Obama's brother-in-law back at work Print
Written by Admin   
Wednesday, 05 November 2008 15:37
NCAAB Headline News

 CORVALLIS, Ore. (AP) -Now that his brother-in-law is headed for the White House, Craig Robinson turns his focus to his own campaign as coach of an Oregon State team in serious need of change.
Robinson was in Chicago on Tuesday to celebrate Barack Obama's victory, appearing onstage at the massive victory rally at Grant Park. Michelle Obama's big brother was back in Corvallis on Wednesday for practice with the Beavers.
``It doesn't get much better than that,'' he said of the trip. ``Although I would imagine that winning a Pac-10 championship would feel pretty good right about now.''
Robinson is embarking on his first season as head coach of Oregon State. The Beavers went 6-25 last season, including 0-18 in the Pac-10, becoming the first team to go winless in the league's regular season since it expanded from eight schools in 1978.
He came to Oregon State from Brown, where he had been coach for two years and went 30-28. The Bears went 19-10 last season and finished second to Cornell in the Ivy League, Brown's winningest season.
Hired by the Beavers in April, Robinson has campaigned for Obama on his own time.
On Tuesday afternoon in Chicago, Robinson joined a group - including his brother-in-law - that played basketball. Then they went to the Obama home for a quiet dinner. No television was on and no one answered calls.
Robinson said excitement began to build when the family could hear some cheers from outside. Then the helicopters started hovering above.
``We were thinking, `Hey, it must be going well,''' he said.
After the rally, Robinson took the children home while the Obamas stayed to thank supporters.
His ``Aha!'' moment came when his sister and her husband arrived home about 2 a.m. and came through the door.
``I was like, these people I've known all my life - are the president and the first lady,'' he said.
Then, Robinson said, they all sat down for a slice of pie.
Back in Corvallis, Robinson held practice for his players as the First Brother-In-Law-Elect.
``Coming from my personal view, it's pretty cool having a coach who is close to the president,'' senior guard Ricky Claitt said.
Robinson replaced Jay John, who was fired Jan. 21 and replaced in the interim by assistant Kevin Mouton.
The team's season was easily the lowlight of a more than decade-long slump. Oregon State has had just one winning season since 1990.
ice. A series of teams that featured such stars as Gary Payton, A.C. Green, Lester Conner and Steve Johnson went to the NCAA tournament eight times during the decade.
Robinson, who played at Princeton under Pete Carril from 1980-83, took the daunting job at Oregon State after Saint Mary's Randy Bennett and San Diego's Bill Grier both turned it down.
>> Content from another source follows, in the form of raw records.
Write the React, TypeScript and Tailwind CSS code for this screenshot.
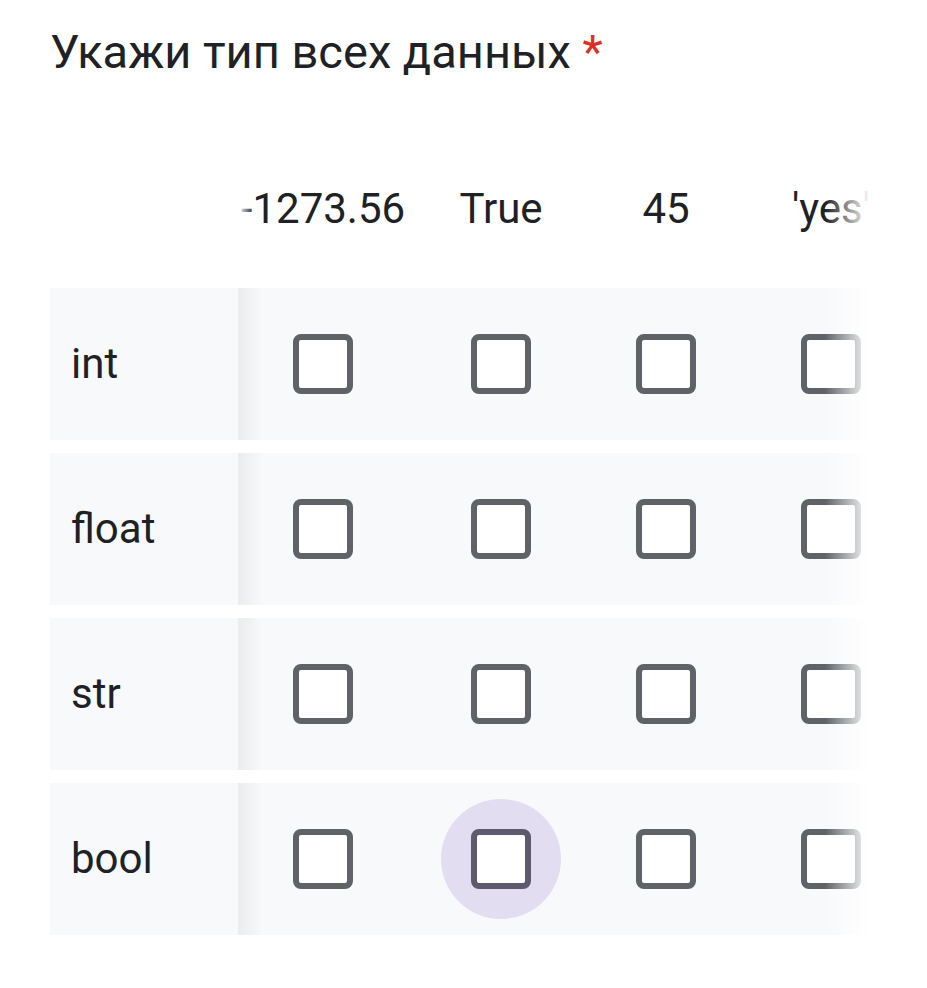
import React from "react";

const cols = [
  { label: "-1273.56", w: "w-[170px]" },
  { label: "True", w: "w-[186px]" },
  { label: "45", w: "w-[144px]" },
  { label: "'yes'", w: "w-[186px]" },
];

const rows = ["int", "float", "str", "bool"];

function Checkbox({ hover }: { hover?: boolean }) {
  return (
    <div
      className={
        hover
          ? "w-[120px] h-[120px] rounded-full bg-[#e2ddf1] flex items-center justify-center"
          : "w-[120px] h-[120px] rounded-full flex items-center justify-center"
      }
    >
      <div
        className={
          hover
            ? "w-[60px] h-[60px] rounded-[8px] border-[6px] border-[#5e5a6e] bg-white"
            : "w-[60px] h-[60px] rounded-[8px] border-[6px] border-[#5f6368] bg-white"
        }
      />
    </div>
  );
}

export default function App() {
  return (
    <div className="min-h-screen bg-white font-['Roboto',sans-serif] text-[#202124]">
      <div className="pl-[50px] pt-[24px]">
        <div className="text-[47px] leading-[56px] whitespace-nowrap">
          Укажи тип всех данных <span className="text-[#d93025]">*</span>
        </div>

        <div className="mt-[105px] flex h-[48px]">
          <div className="w-[188px] shrink-0" />
          <div className="relative w-[632px] shrink-0 overflow-hidden flex">
            {cols.map((c) => (
              <div
                key={c.label}
                className={`${c.w} shrink-0 text-center text-[42px] leading-[48px] whitespace-nowrap`}
              >
                {c.label}
              </div>
            ))}
            <div className="absolute left-0 top-0 h-full w-[16px] bg-gradient-to-r from-white to-transparent" />
            <div className="absolute right-0 top-0 h-full w-[45px] bg-gradient-to-r from-transparent to-white" />
          </div>
        </div>

        <div className="mt-[55px] flex flex-col gap-[13px]">
          {rows.map((r) => (
            <div key={r} className="flex h-[152px]">
              <div className="w-[188px] shrink-0 bg-[#f8f9fa] flex items-center pl-[21px] text-[42px] leading-[48px]">
                {r}
              </div>
              <div className="relative w-[632px] shrink-0 overflow-hidden flex bg-[#f8f9fa]">
                {cols.map((c, ci) => (
                  <div
                    key={c.label}
                    className={`${c.w} shrink-0 flex items-center justify-center`}
                  >
                    <Checkbox hover={r === "bool" && ci === 1} />
                  </div>
                ))}
                <div className="absolute left-0 top-0 h-full w-[24px] bg-gradient-to-r from-[#ececed] via-[#f1f2f3] to-transparent" />
                <div className="absolute right-0 top-0 h-full w-[45px] bg-gradient-to-r from-transparent to-white" />
              </div>
            </div>
          ))}
        </div>

        <div className="mt-[49px] flex items-start gap-[14px] pl-[92px]">
          <svg width="40" height="40" viewBox="0 0 40 40" className="mt-[4px] shrink-0">
            <circle cx="20" cy="20" r="18" fill="#d93025" />
            <rect x="18" y="9" width="4" height="14" fill="#fff" />
            <rect x="18" y="26" width="4" height="4" fill="#fff" />
          </svg>
          <div className="text-[36px] leading-[48px] text-[#d93025] whitespace-nowrap">
            Это обязательный вопрос.
          </div>
        </div>
      </div>
    </div>
  );
}
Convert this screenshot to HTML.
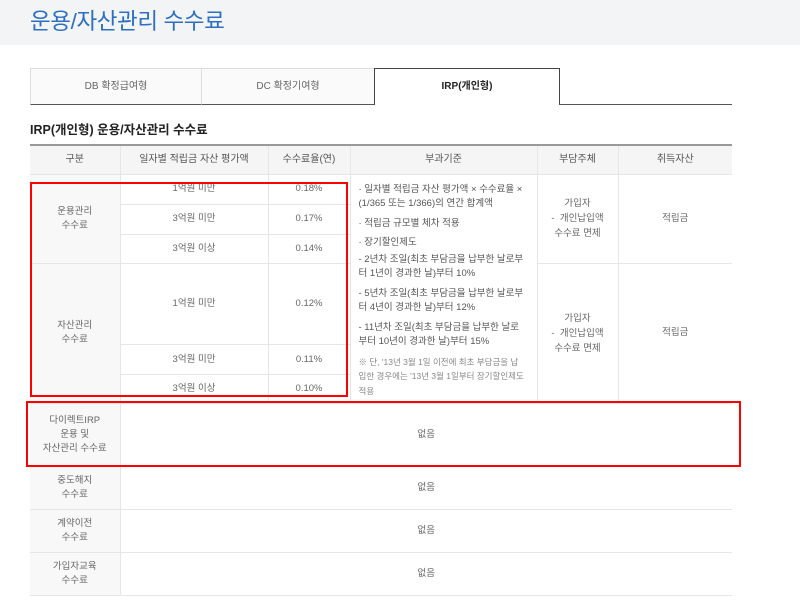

Robinson already has put some much-needed positive light on the Beavers. In August, he spoke at the Democratic National Convention, introducing his little sister. Dressed in school colors with a black blazer and a bright orange tie, Robinson even sneaked in the shout-out ``Go Beavers!'' during the nationally televised speech.
Following that, highly touted shooting guard Roberto Nelson of Santa Barbara, Calif., reportedly gave his verbal commitment to Oregon State.
Among Robinson's changes at Oregon State are instilling a system based on the motion offense using backdoor cuts and a high number of passes that Carril popularized. He's already scheduled practices at 5:30 a.m. to establish a better work ethic.
The Beavers open the regular season Nov. 14 against Howard in Washington, D.C., and will be looking for their first win since Dec. 19, 2007, when they beat Northern Colorado.
Robinson is doubtful the Obamas will be able to make it, considering they have a new challenge, too.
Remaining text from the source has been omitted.